Answer with a single number: how many lines in the listing below include "styles"?

********

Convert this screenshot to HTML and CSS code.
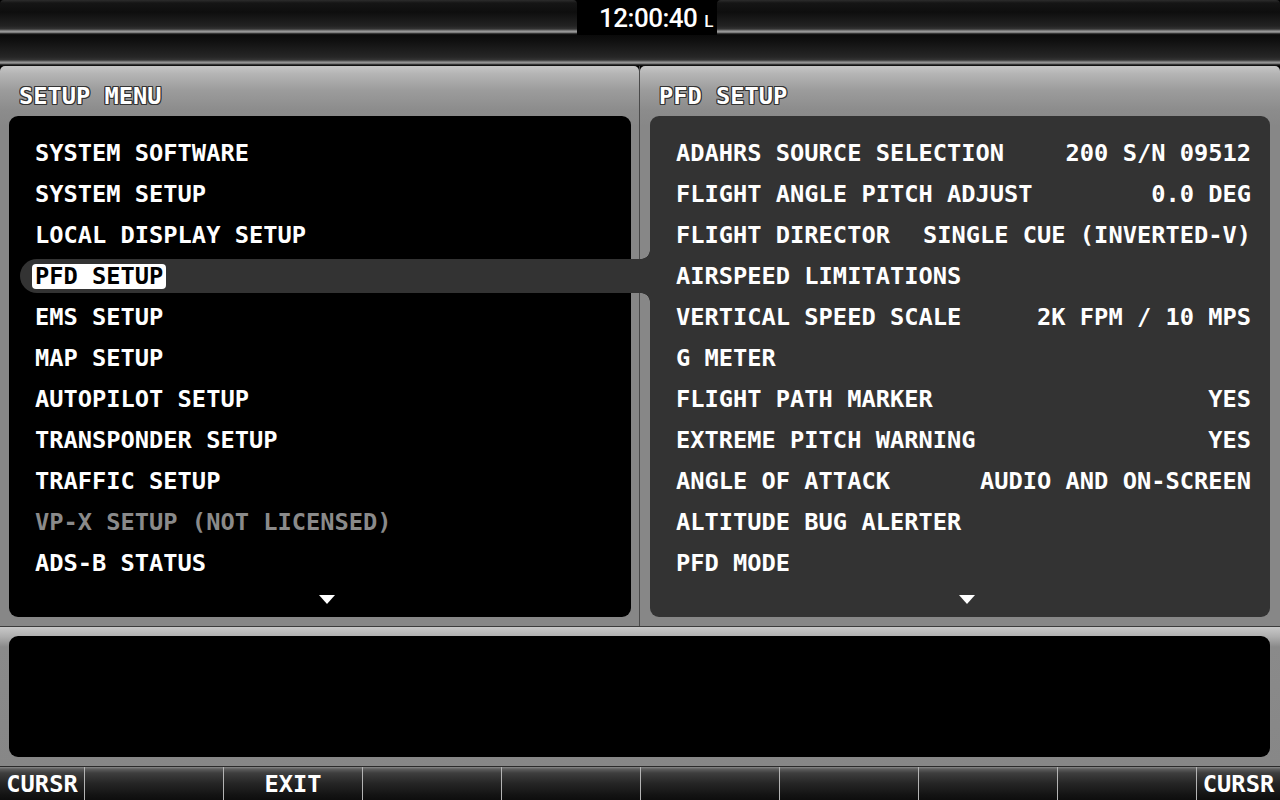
FILE: index.html
```html
<!DOCTYPE html>
<html lang="en">
<head>
    <meta charset="UTF-8">
    <meta name="viewport" content="width=device-width, initial-scale=1.0">
    <link rel="stylesheet" href="styles.css">
    <title>Setup Menu</title>
</head>
<body>
    <div class="screen">
        <div class="top-bar">
            <div class="bar-fill bar-left"></div>
            <div class="clock">12:00:40<span class="clock-zone">L</span></div>
            <div class="bar-fill"></div>
        </div>
        <div class="sub-bar"></div>

        <div class="panels">
            <div class="panel panel-left">
                <div class="panel-title">SETUP MENU</div>
                <div class="panel-body menu-list">
                    <div class="row"><span class="label">SYSTEM SOFTWARE</span></div>
                    <div class="row"><span class="label">SYSTEM SETUP</span></div>
                    <div class="row"><span class="label">LOCAL DISPLAY SETUP</span></div>
                    <div class="row selected"><span class="label">PFD SETUP</span></div>
                    <div class="row"><span class="label">EMS SETUP</span></div>
                    <div class="row"><span class="label">MAP SETUP</span></div>
                    <div class="row"><span class="label">AUTOPILOT SETUP</span></div>
                    <div class="row"><span class="label">TRANSPONDER SETUP</span></div>
                    <div class="row"><span class="label">TRAFFIC SETUP</span></div>
                    <div class="row disabled"><span class="label">VP-X SETUP (NOT LICENSED)</span></div>
                    <div class="row"><span class="label">ADS-B STATUS</span></div>
                    <div class="more"><span class="arrow-down"></span></div>
                </div>
            </div>
            <div class="divider"></div>
            <div class="panel panel-right">
                <div class="panel-title">PFD SETUP</div>
                <div class="panel-body settings-list">
                    <div class="row setting"><span>ADAHRS SOURCE SELECTION</span><span>200 S/N 09512</span></div>
                    <div class="row setting"><span>FLIGHT ANGLE PITCH ADJUST</span><span>0.0 DEG</span></div>
                    <div class="row setting"><span>FLIGHT DIRECTOR</span><span>SINGLE CUE (INVERTED-V)</span></div>
                    <div class="row setting"><span>AIRSPEED LIMITATIONS</span><span></span></div>
                    <div class="row setting"><span>VERTICAL SPEED SCALE</span><span>2K FPM / 10 MPS</span></div>
                    <div class="row setting"><span>G METER</span><span></span></div>
                    <div class="row setting"><span>FLIGHT PATH MARKER</span><span>YES</span></div>
                    <div class="row setting"><span>EXTREME PITCH WARNING</span><span>YES</span></div>
                    <div class="row setting"><span>ANGLE OF ATTACK</span><span>AUDIO AND ON-SCREEN</span></div>
                    <div class="row setting"><span>ALTITUDE BUG ALERTER</span><span></span></div>
                    <div class="row setting"><span>PFD MODE</span><span></span></div>
                    <div class="more"><span class="arrow-down"></span></div>
                </div>
            </div>
        </div>

        <div class="message-area">
            <div class="message-box"></div>
        </div>

        <div class="softkeys">
            <div class="key">CURSR</div>
            <div class="key"></div>
            <div class="key">EXIT</div>
            <div class="key"></div>
            <div class="key"></div>
            <div class="key"></div>
            <div class="key"></div>
            <div class="key"></div>
            <div class="key"></div>
            <div class="key">CURSR</div>
        </div>
    </div>
</body>
</html>
```
FILE: styles.css
```css
body {
    margin: 0;
    background-color: #000;
    font-family: "DejaVu Sans Mono", monospace;
    font-weight: bold;
    color: #fff;
    overflow: hidden;
}

.screen {
    width: 1280px;
    height: 800px;
    display: flex;
    flex-direction: column;
}

/* top bars */
.top-bar {
    height: 35px;
    display: flex;
}

.bar-fill {
    flex: 1;
    border-radius: 4px 4px 0 0;
    background: linear-gradient(to bottom, #2c2c2c 0, #151515 3px, #0e0e0e 12px, #232323 26px, #333 29px, #8e8e8e 31px, #a0a0a0 32px, #5a5a5a 33px, #111 34px);
}

.bar-left {
    flex: 0 0 577px;
}

.clock {
    width: 140px;
    background-color: #000;
    display: flex;
    align-items: center;
    justify-content: center;
    font-family: Roboto, sans-serif;
    font-weight: 500;
    font-size: 26px;
    letter-spacing: -0.5px;
    padding-left: 18px;
    box-sizing: border-box;
}

.clock-zone {
    font-size: 17px;
    margin-left: 7px;
    margin-top: 6px;
}

.sub-bar {
    height: 31px;
    background: linear-gradient(to bottom, #0a0a0a 0, #101010 6px, #262626 22px, #343434 25px, #8a8a8a 27px, #9c9c9c 28px, #555 29px, #111 30px);
}

/* main panels */
.panels {
    height: 561px;
    display: flex;
    border-bottom: 1px solid #3c3c3c;
    box-sizing: border-box;
}

.panel {
    display: flex;
    flex-direction: column;
    border-radius: 5px 5px 0 0;
    background: linear-gradient(to bottom, #c6c6c6 0, #b4b4b4 8px, #9c9c9c 24px, #8c8c8c 44px, #878787 60px, #878787 100%);
}

.panel-left {
    width: 639px;
    padding: 0 8px 9px 9px;
    box-sizing: border-box;
}

.panel-right {
    flex: 1;
    padding: 0 10px 9px 10px;
}

.divider {
    width: 1px;
    background-color: #4a4a4a;
}

.panel-title {
    height: 50px;
    box-sizing: border-box;
    padding: 17px 0 0 10px;
    line-height: 26px;
    font-size: 23.7px;
    text-shadow: -1px -1px 0 #333, 1px -1px 0 #333, -1px 1px 0 #333, 1px 1px 0 #333,
        0 -1px 0 #333, 0 1px 0 #333, -1px 0 0 #333, 1px 0 0 #333;
}

.panel-right .panel-title {
    padding-left: 9px;
}

.panel-body {
    flex: 1;
    border-radius: 9px;
    padding-top: 20px;
    font-size: 23.7px;
}

.menu-list {
    background-color: #000;
}

.settings-list {
    background-color: #333;
}

.row {
    height: 34px;
    margin-bottom: 7px;
    display: flex;
    align-items: center;
    line-height: 34px;
    white-space: pre;
}

.menu-list .row {
    margin-left: 11px;
    padding-left: 12px;
    border-radius: 17px 0 0 17px;
}

.label {
    height: 25px;
    line-height: 25px;
    padding: 0 3px;
    border-radius: 4px;
}

.row.disabled {
    color: #8a8a8a;
}

.row.selected {
    position: relative;
    z-index: 1;
    background-color: #333;
    margin-right: -19px;
}

.row.selected::before,
.row.selected::after {
    content: "";
    position: absolute;
    right: 0;
    width: 9px;
    height: 9px;
}

.row.selected::before {
    top: -9px;
    background: radial-gradient(circle at 0 0, transparent 8.5px, #333 9px);
}

.row.selected::after {
    bottom: -9px;
    background: radial-gradient(circle at 0 100%, transparent 8.5px, #333 9px);
}

.row.selected .label {
    background-color: #fff;
    color: #000;
}

.setting {
    justify-content: space-between;
    padding: 0 19px 0 26px;
}

.more {
    margin-top: 12px;
    padding-left: 14px;
    text-align: center;
    line-height: 9px;
}

.arrow-down {
    display: inline-block;
    width: 0;
    height: 0;
    border-left: 8px solid transparent;
    border-right: 8px solid transparent;
    border-top: 9px solid #fff;
}

/* message area */
.message-area {
    height: 140px;
    box-sizing: border-box;
    padding: 9px 10px 10px 9px;
    border-bottom: 1px solid #2a2a2a;
    background: linear-gradient(to bottom, #c8c8c8 0, #b0b0b0 9px, #8a8a8a 20px, #878787 100%);
}

.message-box {
    height: 121px;
    background-color: #000;
    border-radius: 9px;
}

/* softkeys */
.softkeys {
    height: 33px;
    display: grid;
    grid-template-columns: 84px repeat(8, 1fr) 84px;
}

.key {
    border-left: 1px solid #b4b4b4;
    background: linear-gradient(to bottom, #8a8a8a 0, #5e5e5e 2px, #3e3e3e 6px, #262626 16px, #131313 28px, #0c0c0c 100%);
    font-size: 23.7px;
    line-height: 34px;
    text-align: center;
}

.key:first-child {
    border-left: none;
}
```
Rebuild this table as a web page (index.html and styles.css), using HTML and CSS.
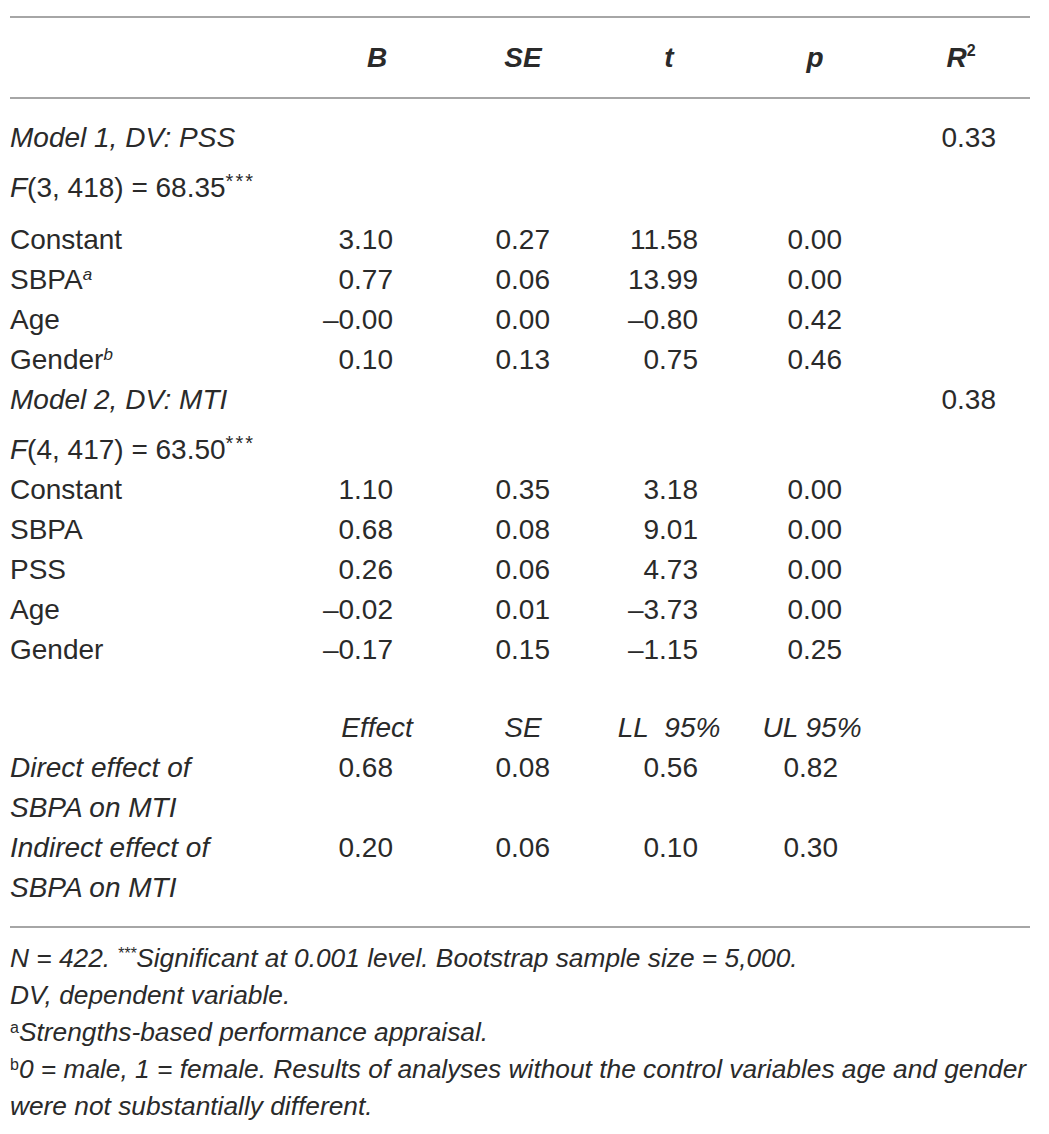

********

* Answer to this exercise
3